PLAYBOY: The 40-Year-Old Virgin could easily have been another forgettable, raunchy sex comedy. When you and Apatow were writing it, did you worry it might be too lowbrow?
CARELL: We didn't censor ourselves in any way. We weren't making it for a demographic. We just wanted to make something we thought was funny. We wanted to tell a human story about a guy who sort of slipped through the cracks.
PLAYBOY: Were there any battles with the studio for creative control?
CARELL: A few but nothing major. We did some test screenings, and we didn't always see eye to eye with the studio. There's only so much you can test, so much you can gauge by formulas. If you try to tailor a movie specifically to people's wants or desires, you're just taking a survey.
PLAYBOY: Did you and Apatow fight to save anything in the film?

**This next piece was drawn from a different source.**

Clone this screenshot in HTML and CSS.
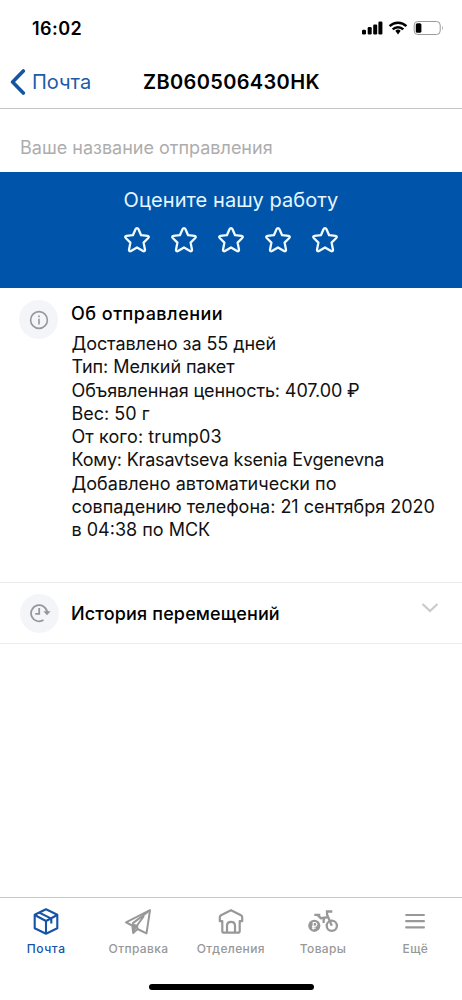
FILE: index.html
```html
<!DOCTYPE html>
<html lang="ru">
<head>
<meta charset="utf-8">
<meta name="viewport" content="width=device-width">
<title>Почта</title>
<link rel="stylesheet" href="styles.css">
</head>
<body>
<div class="screen">
  <div class="status">
    <span class="time">16:02</span>
    <svg class="status-icons" width="84" height="16" viewBox="0 0 84 16">
      <g fill="#000">
        <rect x="1" y="9.7" width="4" height="4.8" rx="1.2"/>
        <rect x="6.7" y="7" width="4" height="7.5" rx="1.2"/>
        <rect x="12.2" y="4.5" width="4" height="10" rx="1.2"/>
        <rect x="17.4" y="1.5" width="4" height="13" rx="1.2"/>
        <path d="M34.3 10.8a4 4 0 0 1 5.4 0L37 14.4z"/>
      </g>
      <g fill="none" stroke="#000" stroke-width="2.5">
        <path d="M28.6 6.1a12 12 0 0 1 16.8 0"/>
        <path d="M31.7 9.3a7.6 7.6 0 0 1 10.6 0"/>
      </g>
      <rect x="53.2" y="1.5" width="26" height="13" rx="3.6" fill="none" stroke="#999"/>
      <rect x="54.8" y="3.2" width="5.6" height="9.6" rx="1.6" fill="#000"/>
      <path d="M81 5.7q1.6 2.3 0 4.6z" fill="#888"/>
    </svg>
  </div>

  <header class="nav">
    <a class="back">
      <svg width="16" height="26" viewBox="0 0 16 26"><path d="M13.3 2L2.6 13l10.7 11" fill="none" stroke="#1554a0" stroke-width="3.6" stroke-linecap="round" stroke-linejoin="round"/></svg>
      <span>Почта</span>
    </a>
    <h1 class="title">ZB060506430HK</h1>
  </header>

  <div class="name-field">Ваше название отправления</div>

  <section class="rate">
    <div class="rate-title">Оцените нашу работу</div>
    <div class="stars">
      <svg class="star" viewBox="0 0 28 28"><use href="#star"/></svg>
      <svg class="star" viewBox="0 0 28 28"><use href="#star"/></svg>
      <svg class="star" viewBox="0 0 28 28"><path id="star" d="M14 2.2c.7 0 1.2.4 1.5 1l2.6 6 6.4.6c1.300.2 1.700 1.400.8 2.200l-4.700 4.600 1.400 7.100c.2 1.300-.9 2-2 1.400L14 21.500l-6 3.600c-1.100.6-2.200-.1-2-1.400l1.400-7.100L2.700 12c-.9-.8-.5-2 .8-2.200l6.400-.6 2.600-6c.3-.6.8-1 1.500-1z"/></svg>
      <svg class="star" viewBox="0 0 28 28"><use href="#star"/></svg>
      <svg class="star" viewBox="0 0 28 28"><use href="#star"/></svg>
    </div>
  </section>

  <section class="info">
    <div class="bubble">
      <svg width="20" height="20" viewBox="0 0 20 20" fill="none" stroke="#96969b" stroke-width="1.6"><circle cx="10" cy="10" r="8.4"/><path d="M10 8.7v5.7"/><path d="M10 5.4v1.9"/></svg>
    </div>
    <div class="info-body">
      <h2 class="info-title">Об отправлении</h2>
      <p class="l1">Доставлено за 55 дней</p>
      <p class="l2">Тип: Мелкий пакет</p>
      <p class="l3">Объявленная ценность: 407.00 ₽</p>
      <p class="l4">Вес: 50 г</p>
      <p class="l5">От кого: trump03</p>
      <p class="l6">Кому: Krasavtseva ksenia Evgenevna</p>
      <p class="l7">Добавлено автоматически по</p>
      <p class="l8">совпадению телефона: 21 сентября 2020</p>
      <p class="l9">в 04:38 по МСК</p>
    </div>
  </section>

  <section class="history">
    <div class="bubble">
      <svg width="22" height="20" viewBox="0 0 22 20" fill="none" stroke="#96969b" stroke-width="1.8"><path d="M14.5 17.1A8.100 8.100 0 1 1 18.200 9"/><path d="M10.200 5.100v5.700H6.200"/><path d="M14.400 8.200h7.200l-3.600 4z" fill="#96969b" stroke="none"/></svg>
    </div>
    <h2 class="history-title">История перемещений</h2>
    <svg class="chevron" width="18" height="12" viewBox="0 0 18 12"><path d="M1.500 2L9 9l7.500-7" fill="none" stroke="#cbcbcb" stroke-width="2.300"/></svg>
  </section>

  <nav class="tabs">
    <a class="tab active">
      <svg width="30" height="30" viewBox="0 0 30 30" fill="none" stroke="currentColor" stroke-width="2.100" stroke-linejoin="round"><path d="M15 2.200l11.300 5.500v13.600L15 26.700 3.700 21.300V7.700z"/><path d="M3.700 8L15 14 26.300 8M15 14v12.700M8.300 5.600l12 6v4.800"/></svg>
      <span class="t1">Почта</span>
    </a>
    <a class="tab">
      <svg width="30" height="30" viewBox="0 0 30 30" fill="none" stroke="currentColor" stroke-width="2" stroke-linejoin="round"><path d="M27 3.200L3 15.300l6.300 3.200.9 7.500 4.300-4 9 4.300z"/><path d="M27 3.200L9.300 16.600M21 9l-7 9.500.5 3.500"/><path d="M9.300 17l5.400 1.500-4.500 6.500z" fill="currentColor" stroke-width="1"/></svg>
      <span class="t2">Отправка</span>
    </a>
    <a class="tab">
      <svg width="30" height="30" viewBox="0 0 30 30" fill="none" stroke="currentColor" stroke-width="2.200" stroke-linejoin="round"><path d="M15 3.200L5 8.300q-1.200.7-1.200 2v3.900h2.500v9.700q0 1.700 1.700 1.700h14q1.700 0 1.700-1.700v-9.700h2.500v-3.900q0-1.300-1.200-2z"/><path d="M11 25.500v-6.700q0-4 4-4t4 4v6.700"/></svg>
      <span class="t3">Отделения</span>
    </a>
    <a class="tab">
      <svg width="32" height="30" viewBox="0 0 32 30" fill="none" stroke="currentColor" stroke-width="2.300"><circle cx="7.300" cy="18.800" r="6.100" fill="currentColor" stroke="none"/><circle cx="24.800" cy="18.800" r="5.100"/><path d="M24.800 18.800L20 7.500v-3h5.300M7.300 7.800h6M10.500 8l3.300 3.200 7.700-1M17.500 11q-1.200 1.500-.8 5"/><path d="M6.200 22.500v-7h1.700a1.800 1.800 0 0 1 0 3.900H5M5 21.100h3.600" stroke="#fff" stroke-width="1.100"/></svg>
      <span class="t4">Товары</span>
    </a>
    <a class="tab">
      <svg width="30" height="30" viewBox="0 0 30 30" fill="none" stroke="currentColor" stroke-width="2.200" stroke-linecap="round"><path d="M6.200 8h17.700M6.200 14.200h17.700M6.200 20.400h17.700"/></svg>
      <span class="t5">Ещё</span>
    </a>
  </nav>
  <div class="home"><div class="home-bar"></div></div>
</div>
</body>
</html>
```

FILE: styles.css
```css
* { box-sizing: border-box; }
body { margin: 0; background: #fff; color: #111; font-family: Inter, "Liberation Sans", sans-serif; }
h1, h2, p { margin: 0; }
svg { display: block; flex: none; }
span, h1, h2, p, .name-field, .rate-title { white-space: nowrap; }

.screen { width: 462px; height: 1000px; display: flex; flex-direction: column; }

.status { height: 56px; padding: 0 17px 0 32px; display: flex; justify-content: space-between; align-items: center; }
.time { font-size: 18px; font-weight: 600; color: #000; letter-spacing: .45px; }

.nav { height: 53px; border-bottom: 1px solid #c6c6c8; display: grid; grid-template-columns: 143px 1fr; align-items: center; }
.back { display: flex; align-items: center; gap: 6px; padding-left: 10px; font-size: 20px; color: #1b5ba8; }
.title { font-size: 20px; font-weight: 600; color: #000; letter-spacing: .36px; }

.name-field { height: 63px; padding: 15px 20px 0; line-height: 48px; font-size: 18px; color: #adadad; }

.rate { height: 116px; background: #0054a9; color: #e6f7ff; display: flex; flex-direction: column; align-items: center; padding-top: 15px; }
.rate-title { font-size: 20px; line-height: 26px; letter-spacing: .08px; }
.stars { display: flex; gap: 18.9px; margin-top: 13px; }
.star { width: 28px; height: 28px; fill: none; stroke: #f0faff; stroke-width: 2.3; stroke-linejoin: round; }

.info { height: 294px; padding: 13px 0 0 19px; display: flex; gap: 14px; }
.bubble { flex: none; width: 39px; height: 39px; border-radius: 50%; background: #f4f5f9; display: flex; align-items: center; justify-content: center; }
.info .bubble { margin-top: -1px; }
.info-title { font-size: 18px; font-weight: 500; line-height: 26px; margin-bottom: 5px; margin-left: -1px; letter-spacing: .5px; color: #000; }
.info-body p { font-size: 18px; line-height: 23.3px; margin-left: -.5px; }
.info-body .l1, .info-body .l2 { letter-spacing: -.07px; }
.info-body .l3 { letter-spacing: -.12px; }
.info-body .l5 { letter-spacing: .1px; }
.info-body .l6 { letter-spacing: -.2px; }
.info-body .l7 { letter-spacing: .03px; }

.history { height: 62px; padding: 0 23px 0 20px; border: solid #ececec; border-width: 1px 0; display: flex; align-items: center; gap: 12px; }
.history-title { font-size: 18px; font-weight: 500; color: #000; letter-spacing: .15px; }
.chevron { margin: 0 0 11px auto; }

.tabs { margin-top: auto; height: 73px; border-top: 1px solid #c8c8c8; display: grid; grid-template-columns: repeat(5, 92.3px); padding-top: 9px; }
.tab { display: flex; flex-direction: column; align-items: center; gap: 3px; color: #989898; font-size: 12px; font-weight: 500; line-height: 17px; letter-spacing: .35px; }
.active { color: #1554a6; letter-spacing: .6px; }

.home { height: 30px; display: flex; justify-content: center; padding-top: 14px; }
.home-bar { width: 165px; height: 6px; border-radius: 3px; background: #000; }
```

CARELL: Well, there were some concerns about the chest-waxing scene.
PLAYBOY: The studio wanted to cut it?
CARELL: Not cut it but edit it down. They thought it dragged on for a little too long. But Judd and I figured the audience would ultimately enjoy the prolonged agonizing process.
PLAYBOY: Your agony during the chest waxing has become part of comedy lore. Did you fake any of your reaction?

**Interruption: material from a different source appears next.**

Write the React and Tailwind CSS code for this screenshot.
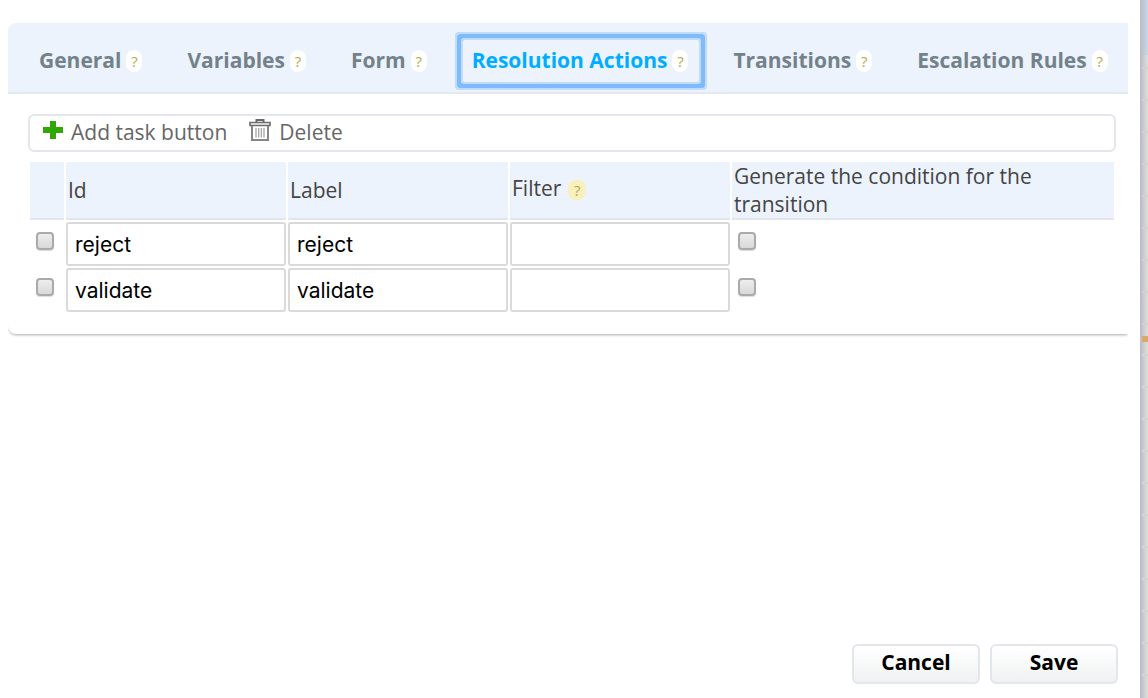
import { useState } from "react";

const TABS = ["General", "Variables", "Form", "Resolution Actions", "Transitions", "Escalation Rules"];

const ROWS = [
  { id: "reject", label: "reject", filter: "" },
  { id: "validate", label: "validate", filter: "" },
];

function PlusIcon() {
  return (
    <svg className="mb-1.5" width="20" height="18" viewBox="0 0 20 18" aria-hidden="true">
      <path d="M7 0h6v6h7v6h-7v6H7v-6H0V6h7z" fill="#2fa704" />
    </svg>
  );
}

function TrashIcon() {
  return (
    <svg className="mb-1.5" width="22" height="22" viewBox="0 0 22 22" fill="none" aria-hidden="true">
      <path d="M7.5 3V1h7v2" stroke="#6a6a6a" strokeWidth="2" />
      <path d="M1 3.5h20v3H1z" fill="#f4f4f4" stroke="#6f6f6f" strokeWidth="1.7" />
      <path d="M3 7v14h16V7" stroke="#858585" strokeWidth="2" />
      <path d="M7 9v9.5M9.7 9v9.5M12.4 9v9.5M15 9v9.5" stroke="#aaaaaa" strokeWidth="1.4" />
    </svg>
  );
}

function Tick({ label }) {
  return (
    <input
      type="checkbox"
      aria-label={label}
      className="block h-[18px] w-[18px] appearance-none rounded-[4px] border-2 border-[#aaaaaa] bg-linear-to-b from-[#ededed] to-[#d9d9d9] shadow-[0_1px_1px_#dddddd] checked:bg-[#4a90e2]"
    />
  );
}

function TextField({ label, value }) {
  return (
    <input
      type="text"
      aria-label={label}
      defaultValue={value}
      className="block h-11 w-full rounded-[3px] border-2 border-[#dadada] bg-white px-[7px] font-[Inter,sans-serif] text-[21px] text-black outline-none"
    />
  );
}

function HeaderCell({ children }) {
  return (
    <th className="h-[58px] border-b-2 border-[#e3e5ec] bg-[#ecf3fc] px-[2px] text-left align-middle font-normal">
      {children}
    </th>
  );
}

export default function App() {
  const [active, setActive] = useState("Resolution Actions");

  return (
    <div className="flex min-h-screen bg-white font-['Open_Sans','Noto_Sans',sans-serif] text-[#444444]">
      <main className="flex min-w-0 flex-1 flex-col pt-[23px] pl-2">
        <section className="mr-3 rounded-l-lg pb-5 shadow-[0_2px_3px_-1px_#aaaaaa] [clip-path:inset(0_0_-8px_0)]">
          <nav className="flex h-[71px] items-center gap-[25px] rounded-tl-lg border-b-2 border-[#e2e9f1] bg-[#ecf3fc] pt-[7px] pl-[22px]">
            {TABS.map((tab) => (
              <button
                key={tab}
                type="button"
                onClick={() => setActive(tab)}
                className={`flex h-[42px] items-center gap-[5px] pr-[11px] pl-[9px] text-[21px] leading-8 font-bold whitespace-nowrap outline-none ${
                  tab === active
                    ? "rounded-[1px] text-[#00adff] shadow-[0_0_0_2px_#c1dcfb,0_0_0_6px_#7ebbfb,0_0_0_8px_#c1dcfb]"
                    : "text-[#73828a]"
                }`}
              >
                <span className="pb-[2px]">{tab}</span>
                <span className="flex h-[22px] w-4 items-center justify-center rounded-full bg-white text-[15px] leading-5 font-medium text-[#b5a94c]">
                  ?
                </span>
              </button>
            ))}
          </nav>

          <div className="pt-5 pr-3 pl-5">
            <div className="flex h-[38px] items-center gap-[22px] rounded-md border-2 border-[#e5e5ec] px-[13px] text-[21px] text-[#666666]">
              <button type="button" className="flex items-center gap-2">
                <PlusIcon />
                Add task button
              </button>
              <button type="button" className="flex items-center gap-2">
                <TrashIcon />
                Delete
              </button>
            </div>

            <table className="mt-2 w-full table-fixed border-separate border-spacing-[2px] text-[21px] leading-7">
              <colgroup>
                <col className="w-[34px]" />
                <col className="w-[220px]" />
                <col className="w-[220px]" />
                <col className="w-[220px]" />
                <col />
              </colgroup>
              <thead>
                <tr>
                  <HeaderCell />
                  <HeaderCell>Id</HeaderCell>
                  <HeaderCell>Label</HeaderCell>
                  <HeaderCell>
                    <span className="flex items-center gap-[7px]">
                      <span className="pb-1">Filter</span>
                      <span className="flex h-5 w-[18px] items-center justify-center rounded-lg bg-[#f8f0bd] text-[15px] leading-5 font-medium text-[#b3a850]">
                        ?
                      </span>
                    </span>
                  </HeaderCell>
                  <HeaderCell>
                    <span className="block max-w-[320px]">Generate the condition for the transition</span>
                  </HeaderCell>
                </tr>
              </thead>
              <tbody>
                {ROWS.map((row) => (
                  <tr key={row.id}>
                    <td className="pt-[10px] pl-[6px] align-top">
                      <Tick label={`Select ${row.id}`} />
                    </td>
                    <td>
                      <TextField label="Id" value={row.id} />
                    </td>
                    <td>
                      <TextField label="Label" value={row.label} />
                    </td>
                    <td>
                      <TextField label="Filter" value={row.filter} />
                    </td>
                    <td className="pt-[10px] pl-[6px] align-top">
                      <Tick label={`Generate the condition for ${row.id}`} />
                    </td>
                  </tr>
                ))}
              </tbody>
            </table>
          </div>
        </section>

        <footer className="mt-auto flex justify-end gap-[10px] pr-[22px] pb-[14px]">
          {["Cancel", "Save"].map((name) => (
            <button
              key={name}
              type="button"
              className="h-10 w-32 rounded-md border-2 border-[#e5e5ec] bg-linear-to-b from-white to-[#f0f2f2] pb-1 text-[21px] leading-8 font-bold text-black"
            >
              {name}
            </button>
          ))}
        </footer>
      </main>

      <aside className="flex w-2 shrink-0 flex-col border-l-2 border-[#bdbdcb] bg-linear-to-r from-[#c4c6ca] to-[#dedede]">
        <div className="h-[55px] bg-linear-to-r from-[#b9c4d0] to-[#cbd8e3]" />
        <div className="h-[281px] bg-[repeating-linear-gradient(to_bottom,transparent_0_12px,#d2d2d5_12px_14px,transparent_14px_32px)]" />
        <div className="h-[6px] bg-[#dca869]" />
        <div className="flex-1 bg-[repeating-linear-gradient(to_bottom,transparent_0_12px,#d2d4d6_12px_14px,transparent_14px_32px)]" />
      </aside>
    </div>
  );
}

CARELL: Not at all. It was all real pain. A lot of people still don't think it was real and assume it was just a special effect. People on the crew, especially women who had had some waxing done, came over to me and asked, "Do you want to take some ibuprofen? Or maybe trim your hair a little so it doesn't hurt as much?" I thought, No, it has to hurt. It has to be real. I did not heed their advice, and I was sorely mistaken.
PLAYBOY: Why is watching somebody in pain so inherently funny?
CARELL: What makes that scene funny has nothing to do with me. It's the three other guys. Paul Rudd, Seth Rogen and Romany Malco were so clearly uncomfortable with what they were seeing, and the comedy came out of their reactions. Romany got so disturbed that he had to leave the set. It was their sheer horror and disgust, tempered with the glee of watching another man in non-life-threatening pain. That will always be the perfect recipe for hilarity.